Question: The play took a lot of time and effort –  where did you find your MOTIVATION?

  • I was motivated by building something –  by creating something that we could all call our own.  We made The Lion King!
  • Acting brought out the creative side of me. I discovered I had a passion for it.
  • I was motivated by being part of a huge group of people who share my love of drama and singing.
  • I wasn’t working for a grade –  I was working toward a goal.
  • I wanted people to see me on stage!
  • I wanted to be a part of something amazing and beautiful.

And because their enthusiasm couldn’t be contained . . . here are just a few more insights they shared with me:

  • The play helps kids find their true personality in a “no judge zone.” It allows us to see what we might be hiding when we try to “fit in.”
  • Drama helps kids explore options for the future and find their voice. It’s a place where it’s okay to be LOUD and express yourself.
  • Creative output is key to success. Wouldn’t you want to be able to creatively express yourself?
  • Performing gives you the confidence to speak up publicly outside of school.
  • You don’t need to be the lead. You can start small and dream big –  and you can create something beautiful.

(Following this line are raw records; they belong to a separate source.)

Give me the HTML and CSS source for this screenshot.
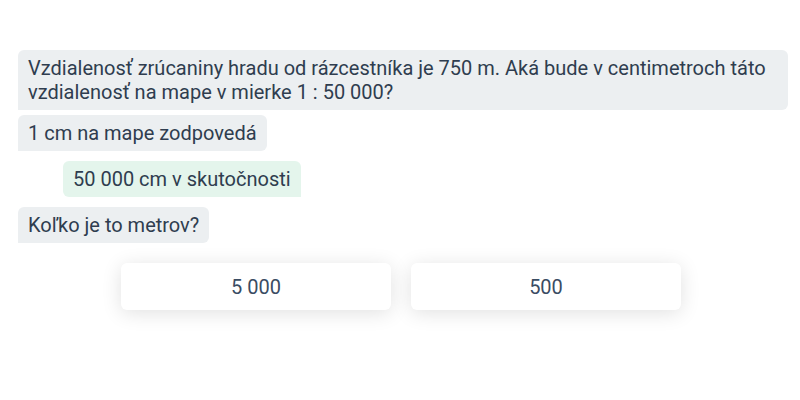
FILE: index.html
```html
<!DOCTYPE html>
<html lang="sk">
<head>
<meta charset="utf-8">
<link rel="stylesheet" href="styles.css">
</head>
<body>
<div class="chat">
  <div class="bubble bot">Vzdialenosť zrúcaniny hradu od rázcestníka je 750 m. Aká bude v centimetroch táto vzdialenosť na mape v mierke 1 : 50 000?</div>
  <div class="bubble bot tight">1 cm na mape zodpovedá</div>
  <div class="bubble user">50 000 cm v skutočnosti</div>
  <div class="bubble bot">Koľko je to metrov?</div>
  <div class="answers">
    <button class="answer">5 000</button>
    <button class="answer">500</button>
  </div>
</div>
</body>
</html>
```
FILE: styles.css
```css
html, body {
  margin: 0;
  padding: 0;
  background: #ffffff;
}
body {
  font-family: Roboto, "Noto Sans", sans-serif;
  color: #2f3d4f;
  min-height: 400px;
}
.chat {
  display: flex;
  flex-direction: column;
  align-items: flex-start;
  padding: 50px 12px 40px 18px;
}
.bubble {
  font-size: 20px;
  line-height: 24px;
  padding: 6px 10px;
  border-radius: 6px;
  margin-bottom: 10px;
}
.bot {
  background: #eceff1;
  border-bottom-left-radius: 0;
}
.tight {
  margin-top: -5px;
}
.user {
  background: #e4f5ec;
  border-bottom-right-radius: 0;
  margin-left: 45px;
}
.answers {
  align-self: stretch;
  display: flex;
  justify-content: center;
  gap: 20px;
  margin-top: 10px;
  padding-right: 4px;
}
.answer {
  width: 270px;
  height: 47px;
  border: none;
  border-radius: 6px;
  background: #ffffff;
  box-shadow: 0 3px 20px rgba(0, 0, 0, 0.12);
  font-family: Roboto, "Noto Sans", sans-serif;
  font-size: 20px;
  color: #3a4c63;
}
```
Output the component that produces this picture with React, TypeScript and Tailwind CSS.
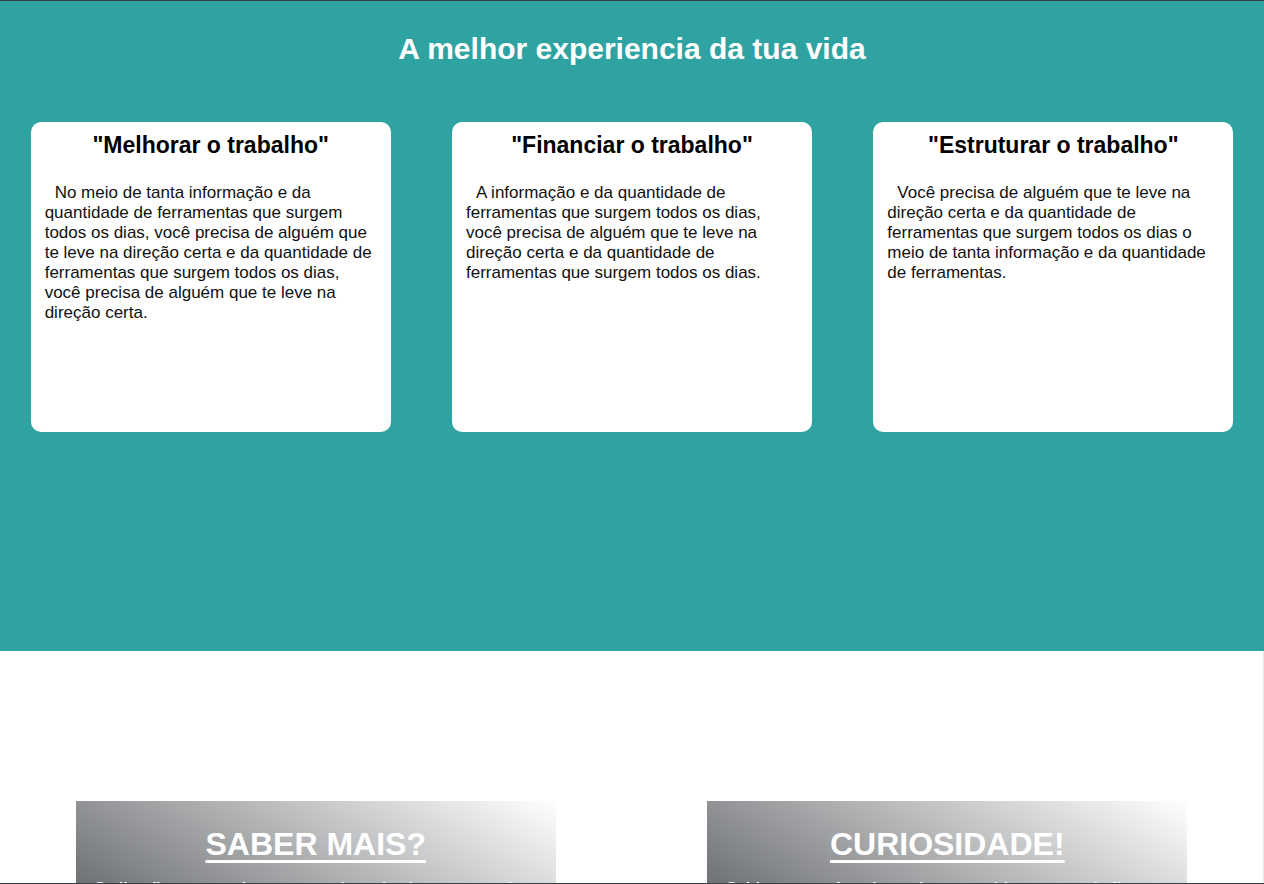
import React from "react";

const cards = [
  {
    title: '"Melhorar o trabalho"',
    text: "No meio de tanta informação e da quantidade de ferramentas que surgem todos os dias, você precisa de alguém que te leve na direção certa e da quantidade de ferramentas que surgem todos os dias, você precisa de alguém que te leve na direção certa.",
  },
  {
    title: '"Financiar o trabalho"',
    text: "A informação e da quantidade de ferramentas que surgem todos os dias, você precisa de alguém que te leve na direção certa e da quantidade de ferramentas que surgem todos os dias.",
  },
  {
    title: '"Estruturar o trabalho"',
    text: "Você precisa de alguém que te leve na direção certa e da quantidade de ferramentas que surgem todos os dias o meio de tanta informação e da quantidade de ferramentas.",
  },
];

const boxes = [
  {
    title: "SABER MAIS?",
    text: "Se liga fica por aqui que tem muita coisa boa esperando por você nesta página.",
  },
  {
    title: "CURIOSIDADE!",
    text: "Sabia que você pode mudar a tua vida com o trabalho certo?",
  },
];

export default function App() {
  return (
    <div className="h-[884px] overflow-hidden border-y border-[#3b3f43] font-['Liberation_Sans',Arial,sans-serif]">
      {/* hero */}
      <section className="h-[650px] bg-[#2fa3a1]">
        <h1 className="pt-[29px] text-center text-[30px] font-bold leading-[38px] text-white">
          A melhor experiencia da tua vida
        </h1>
        <div className="mt-[54px] flex justify-around">
          {cards.map((c) => (
            <div key={c.title} className="h-[310px] w-[360px] rounded-[10px] bg-white pl-[14px] pr-[14px] pt-[9px]">
              <h2 className="text-center text-[23px] font-bold leading-[28px] text-black">{c.title}</h2>
              <p className="mt-[24px] indent-[10px] text-[17px] leading-[20px] text-[#111]">{c.text}</p>
            </div>
          ))}
        </div>
      </section>

      {/* lower section */}
      <section className="h-[300px] border-r border-[#e6e6e6] bg-white pt-[150px]">
        <div className="flex justify-around">
          {boxes.map((b) => (
            <div
              key={b.title}
              className="h-[267px] w-[480px] bg-[linear-gradient(to_top_right,#22262b,#ffffff)] px-[19px] pt-[24px]"
            >
              <h2 className="text-center text-[32px] font-bold leading-[38px] text-white underline decoration-[3px] underline-offset-[5px]">
                {b.title}
              </h2>
              <p className="mt-[16px] text-[16px] font-bold leading-[20px] text-white">{b.text}</p>
            </div>
          ))}
        </div>
      </section>
    </div>
  );
}
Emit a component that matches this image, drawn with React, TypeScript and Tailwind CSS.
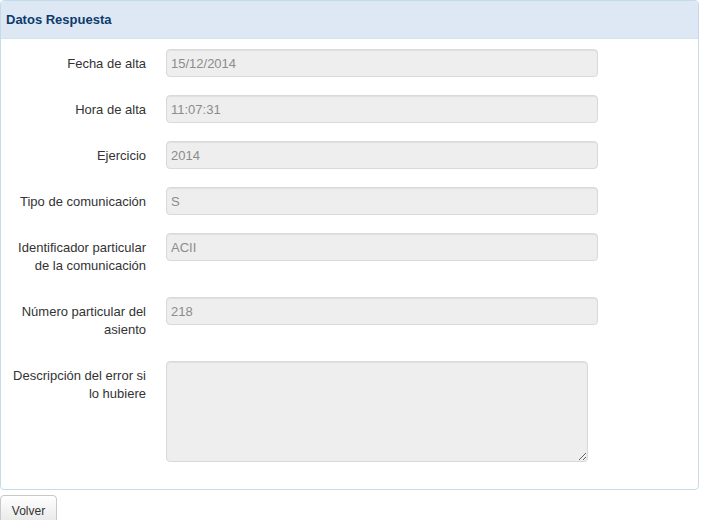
const rows: { label: string[]; value: string }[] = [
  { label: ['Fecha de alta'], value: '15/12/2014' },
  { label: ['Hora de alta'], value: '11:07:31' },
  { label: ['Ejercicio'], value: '2014' },
  { label: ['Tipo de comunicación'], value: 'S' },
  { label: ['Identificador particular', 'de la comunicación'], value: 'ACII' },
  { label: ['Número particular del', 'asiento'], value: '218' },
]

function Label({ lines }: { lines: string[] }) {
  return (
    <div className="w-[145px] shrink-0 text-right pt-[6px] pb-[4px] leading-[18px]">
      {lines.map((l) => (
        <div key={l}>{l}</div>
      ))}
    </div>
  )
}

export default function App() {
  return (
    <div className="w-[699px] font-['Liberation_Sans',Arial,sans-serif] text-[13px] text-[#333]">
      <div className="border border-[#c4dcea] rounded-[4px] bg-white">
        <div className="h-[38px] bg-[#dde8f4] border-b border-[#d3e3ef] rounded-t-[4px] pl-[5px] flex items-center font-bold text-[#0e3a6c]">
          Datos Respuesta
        </div>
        <div className="pt-[10px] pb-[9px]">
          {rows.map((r) => (
            <div key={r.value} className="flex gap-[20px] mb-[18px]">
              <Label lines={r.label} />
              <input
                readOnly
                value={r.value}
                className="w-[432px] h-[28px] shrink-0 bg-[#eeeeee] border border-[#d9d9d9] rounded-[4px] px-[4px] text-[13px] text-[#8c8c8c] shadow-[inset_0_1px_1px_rgba(0,0,0,0.06)] outline-none font-['Liberation_Sans',Arial,sans-serif]"
              />
            </div>
          ))}
          <div className="flex gap-[20px] mb-[18px]">
            <Label lines={['Descripción del error si', 'lo hubiere']} />
            <textarea
              readOnly
              className="w-[422px] h-[101px] shrink-0 bg-[#eeeeee] border border-[#d9d9d9] rounded-[4px] px-[4px] text-[13px] text-[#8c8c8c] shadow-[inset_0_1px_1px_rgba(0,0,0,0.06)] outline-none resize"
            />
          </div>
        </div>
      </div>
      <button className="mt-[5px] w-[57px] border border-[#c8c8c8] rounded-[4px] bg-gradient-to-b from-white to-[#e4e4e4] py-[7px] text-[12px] leading-[17px] text-[#333]">
        Volver
      </button>
    </div>
  )
}
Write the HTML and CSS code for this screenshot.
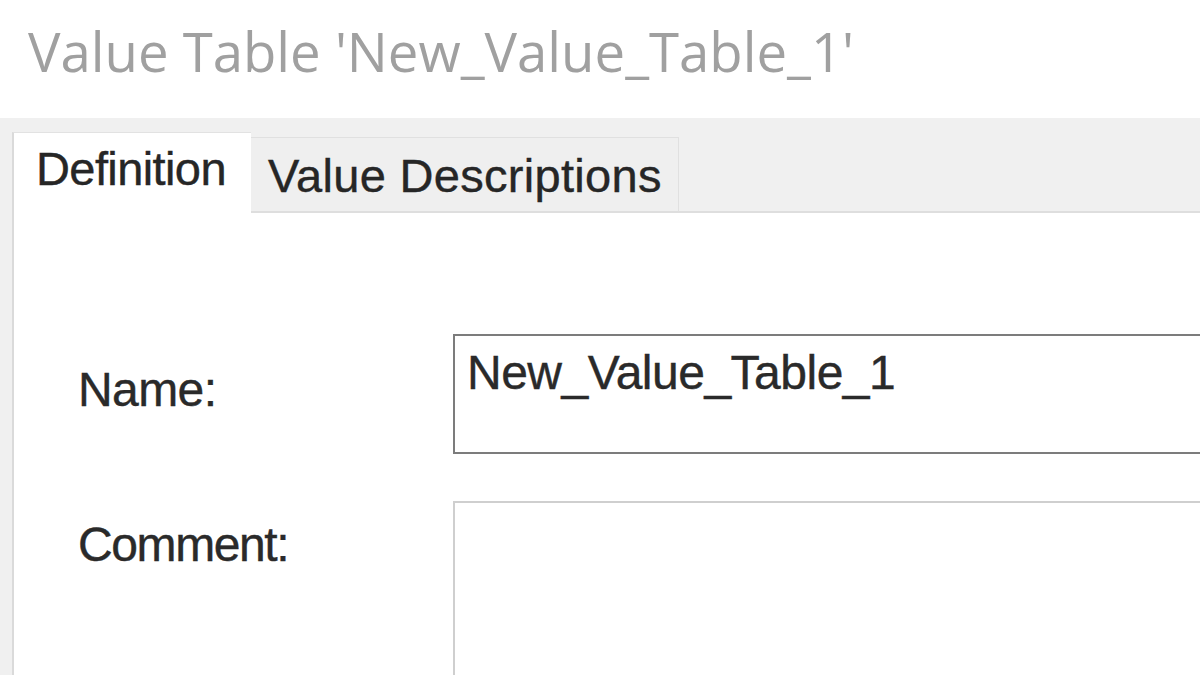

The ability to reflect on powerful experiences is often as important as the experience itself. When students pause to consider how they’ve grown and what lessons they have learned, they can stand a little taller and face the next challenge with a little more confidence. After spending time with these young performers, I would amend King Mufasa’s words and say to them: “Look inside yourselves. Aren’t you amazed by what you have become?”